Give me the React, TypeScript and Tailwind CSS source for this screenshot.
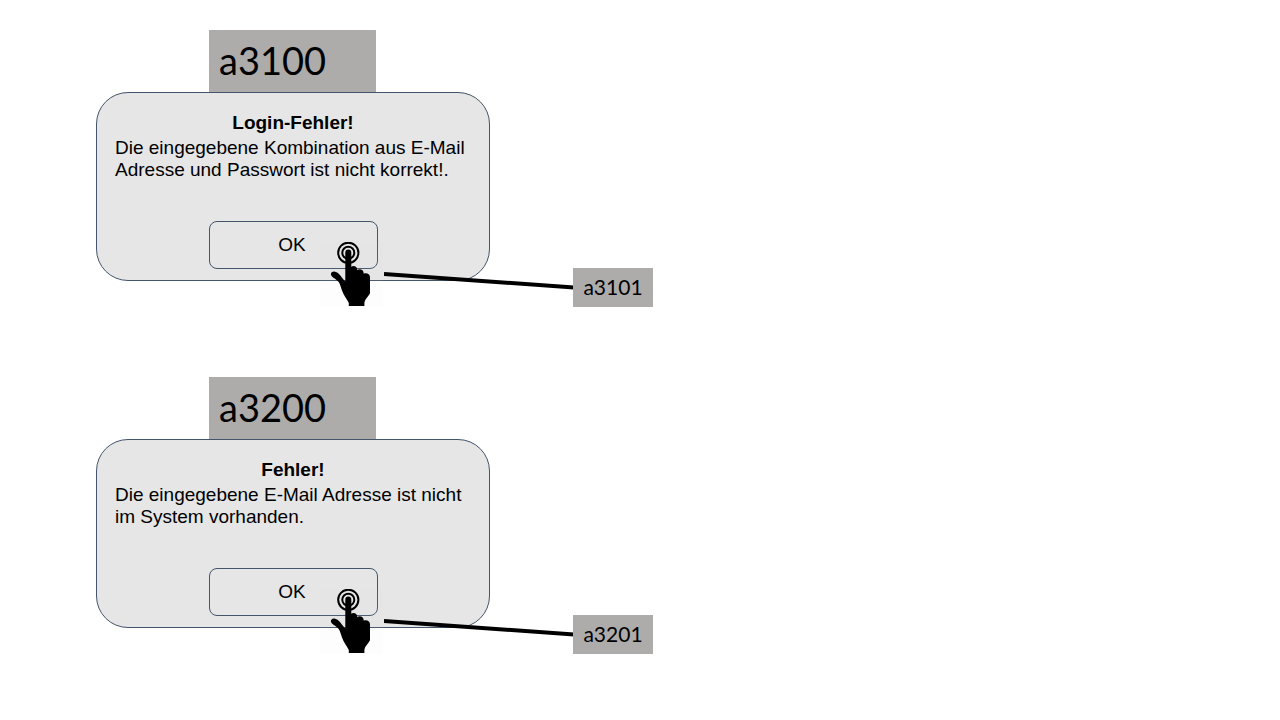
type DialogProps = {
  id: string;
  title: string;
  message: string;
  actionId: string;
};

function TouchHand() {
  return (
    <svg
      viewBox="0 0 64 64"
      aria-hidden="true"
      className="pointer-events-none absolute -right-1.5 -bottom-[37px] h-16 w-16"
    >
      <rect width="63" height="64" fill="#dcdcdc" fillOpacity="0.06" />
      <circle cx="28.3" cy="10.8" r="10.1" fill="none" stroke="#000" strokeWidth="2" />
      <circle cx="28.3" cy="10.8" r="6" fill="none" stroke="#000" strokeWidth="2" />
      <path d="M25.3 10.4a3 3 0 0 1 6 0V24.8C33.4 22.9 37.3 24.2 37.3 28C39.8 26.4 43.8 27.6 43.8 31.7C46.5 30.4 50 32.2 50 35V51.3C48.6 54.5 45 57.2 44.4 60.5V64H28.8V61C26.6 56.8 23.4 52.7 21.8 48C20.8 45 20.2 42 18.5 39.7C16.4 37.2 13.7 36 12 34.4C9.6 32 11.5 29.5 14.2 29.6C19 30 22.2 36.8 25.3 39.6Z" />
    </svg>
  );
}

function ErrorDialog({ id, title, message, actionId }: DialogProps) {
  return (
    <section className="relative w-[394px]">
      <div className="ml-[113px] flex h-[62px] w-[167px] items-center bg-[#adacaa] pb-0.5 pl-2.5 font-['Lato',sans-serif] text-[38px] leading-none">
        {id}
      </div>
      <div
        role="alertdialog"
        aria-labelledby={`${id}-title`}
        aria-describedby={`${id}-message`}
        className="flex min-h-[189px] flex-col rounded-[32px] border border-[#44546a] bg-[#e6e6e6] px-[18px] pt-[19px] pb-[11px]"
      >
        <h2 id={`${id}-title`} className="text-center text-[19px] leading-[22px] font-bold">
          {title}
        </h2>
        <p id={`${id}-message`} className="mt-[3px] text-[19px] leading-[22px]">
          {message}
        </p>
        <div className="relative mt-auto w-[169px] self-center">
          <button
            type="button"
            className="h-12 w-full rounded-lg border border-[#44546a] pr-0.5 text-[19px] leading-[22px]"
          >
            OK
          </button>
          <TouchHand />
        </div>
      </div>
      <svg
        viewBox="0 0 190 22"
        aria-hidden="true"
        className="absolute -bottom-[11px] left-72 h-[22px] w-[190px]"
      >
        <line x1="0" y1="4" x2="190" y2="17.5" stroke="#000" strokeWidth="4" />
      </svg>
      <div className="absolute -bottom-[26px] left-full ml-[83px] flex h-[39px] w-20 items-center justify-center bg-[#adacaa] pb-0.5 font-['Lato',sans-serif] text-[21px] leading-none">
        {actionId}
      </div>
    </section>
  );
}

export default function App() {
  return (
    <main className="flex min-h-screen flex-col gap-24 bg-white pt-[30px] pb-16 pl-24 font-['Liberation_Sans',Arial,sans-serif] text-black">
      <ErrorDialog
        id="a3100"
        title="Login-Fehler!"
        message="Die eingegebene Kombination aus E-Mail Adresse und Passwort ist nicht korrekt!."
        actionId="a3101"
      />
      <ErrorDialog
        id="a3200"
        title="Fehler!"
        message="Die eingegebene E-Mail Adresse ist nicht im System vorhanden."
        actionId="a3201"
      />
    </main>
  );
}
-=-=-=-=-
YOUR OBJECTIVE
Quote the full listing above word for word; exclude every picture from the copy.

WRITTEN RESPONSE
Give me the React, TypeScript and Tailwind CSS source for this screenshot.
type DialogProps = {
  id: string;
  title: string;
  message: string;
  actionId: string;
};

function TouchHand() {
  return (
    <svg
      viewBox="0 0 64 64"
      aria-hidden="true"
      className="pointer-events-none absolute -right-1.5 -bottom-[37px] h-16 w-16"
    >
      <rect width="63" height="64" fill="#dcdcdc" fillOpacity="0.06" />
      <circle cx="28.3" cy="10.8" r="10.1" fill="none" stroke="#000" strokeWidth="2" />
      <circle cx="28.3" cy="10.8" r="6" fill="none" stroke="#000" strokeWidth="2" />
      <path d="M25.3 10.4a3 3 0 0 1 6 0V24.8C33.4 22.9 37.3 24.2 37.3 28C39.8 26.4 43.8 27.6 43.8 31.7C46.5 30.4 50 32.2 50 35V51.3C48.6 54.5 45 57.2 44.4 60.5V64H28.8V61C26.6 56.8 23.4 52.7 21.8 48C20.8 45 20.2 42 18.5 39.7C16.4 37.2 13.7 36 12 34.4C9.6 32 11.5 29.5 14.2 29.6C19 30 22.2 36.8 25.3 39.6Z" />
    </svg>
  );
}

function ErrorDialog({ id, title, message, actionId }: DialogProps) {
  return (
    <section className="relative w-[394px]">
      <div className="ml-[113px] flex h-[62px] w-[167px] items-center bg-[#adacaa] pb-0.5 pl-2.5 font-['Lato',sans-serif] text-[38px] leading-none">
        {id}
      </div>
      <div
        role="alertdialog"
        aria-labelledby={`${id}-title`}
        aria-describedby={`${id}-message`}
        className="flex min-h-[189px] flex-col rounded-[32px] border border-[#44546a] bg-[#e6e6e6] px-[18px] pt-[19px] pb-[11px]"
      >
        <h2 id={`${id}-title`} className="text-center text-[19px] leading-[22px] font-bold">
          {title}
        </h2>
        <p id={`${id}-message`} className="mt-[3px] text-[19px] leading-[22px]">
          {message}
        </p>
        <div className="relative mt-auto w-[169px] self-center">
          <button
            type="button"
            className="h-12 w-full rounded-lg border border-[#44546a] pr-0.5 text-[19px] leading-[22px]"
          >
            OK
          </button>
          <TouchHand />
        </div>
      </div>
      <svg
        viewBox="0 0 190 22"
        aria-hidden="true"
        className="absolute -bottom-[11px] left-72 h-[22px] w-[190px]"
      >
        <line x1="0" y1="4" x2="190" y2="17.5" stroke="#000" strokeWidth="4" />
      </svg>
      <div className="absolute -bottom-[26px] left-full ml-[83px] flex h-[39px] w-20 items-center justify-center bg-[#adacaa] pb-0.5 font-['Lato',sans-serif] text-[21px] leading-none">
        {actionId}
      </div>
    </section>
  );
}

export default function App() {
  return (
    <main className="flex min-h-screen flex-col gap-24 bg-white pt-[30px] pb-16 pl-24 font-['Liberation_Sans',Arial,sans-serif] text-black">
      <ErrorDialog
        id="a3100"
        title="Login-Fehler!"
        message="Die eingegebene Kombination aus E-Mail Adresse und Passwort ist nicht korrekt!."
        actionId="a3101"
      />
      <ErrorDialog
        id="a3200"
        title="Fehler!"
        message="Die eingegebene E-Mail Adresse ist nicht im System vorhanden."
        actionId="a3201"
      />
    </main>
  );
}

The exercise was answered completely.